Ironically, one of the most exciting things I did while I was in undergrad was intern for the National Geographic photographer Frans Lanting. That should have been a clue, as to what I really wanted to do, but it would take me a few more years to admit it to myself.
So I took my fancy new degree and got an awesome job at the Oakland Zoo, in the Education and Conservation department, teaching field trips and educational programs, organizing events and developing curriculum. Yet, after a couple years I realized something was missing. So I quit and moved to Rome for a year. I taught English as a second language, enjoyed the food and jumped slow trains around the continent. After Europe I traveled further afield, volunteering with various organizations working on issues ranging from literacy to weaving collectives to wildlife rehabilitation in Lao PDR, Peru and Guatemala (respectively).
Still convinced that I had to have a real job I came back to the States and had a series of engaging, if not fulfilling jobs. After trying my hand as a personal chef and food blogger, I decided to really go for it with grad school.
I made my way to Monterey to attend Middlebury Institute of International Studies. While earning my MA in International Environmental Policy I worked with various organizations in the Monterey Bay that focused on food systems (agricultural and seafood, specifically) developing curriculum, putting on events, teaching, researching, and writing a white paper.
After graduating from grad school I did it again. I got a real, respectable office job. I worked for CCOF as the Events Coordinator, putting on all food safety trainings, assisting with development goals and running the annual conference. In that position I wrote blog posts, email campaigns and grants and took photos for the foundation report, events and general stock images.
It was in that job that I remembered how much I love writing, editing and photography.
I probably would have stayed on at CCOF for a few more years before my soul cried out for more. But sometimes life has different plans.
Shortly after returning from our honeymoon in Ecuador, my invincible, black-belt husband got kneed in the head while practicing martial arts. Our initial relief that his jaw wasn’t broken was quickly replaced by the daunting reality that he had a concussion. A bad one. One that would end up lasting a year and force us to reevaluate how we were living our lives.
So we made lemonade. We simplified our lives, reduced our overhead and focused on getting him better. We started researching tiny homes and committed to building our own.

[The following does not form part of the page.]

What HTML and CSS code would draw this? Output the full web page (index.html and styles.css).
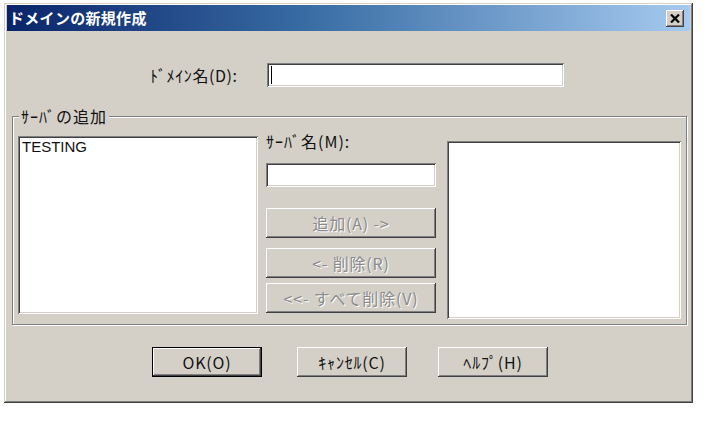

And we agreed that we were only going to do work and activities that we could say “hell yeah!” to.
For me that meant switching to a more creative livelihood. Getting back to that compulsive editor and dedicated writer. Taking time for photography.
These days, when I’m not in front of the computer, crafting the next perfect sentence, I’m probably drinking coffee over brunch, hiking in the forest, lounging at the beach, cooking, reading or doing yoga. Traveling is my biggest addiction, followed closely by food and photography - luckily all three combine pretty easily.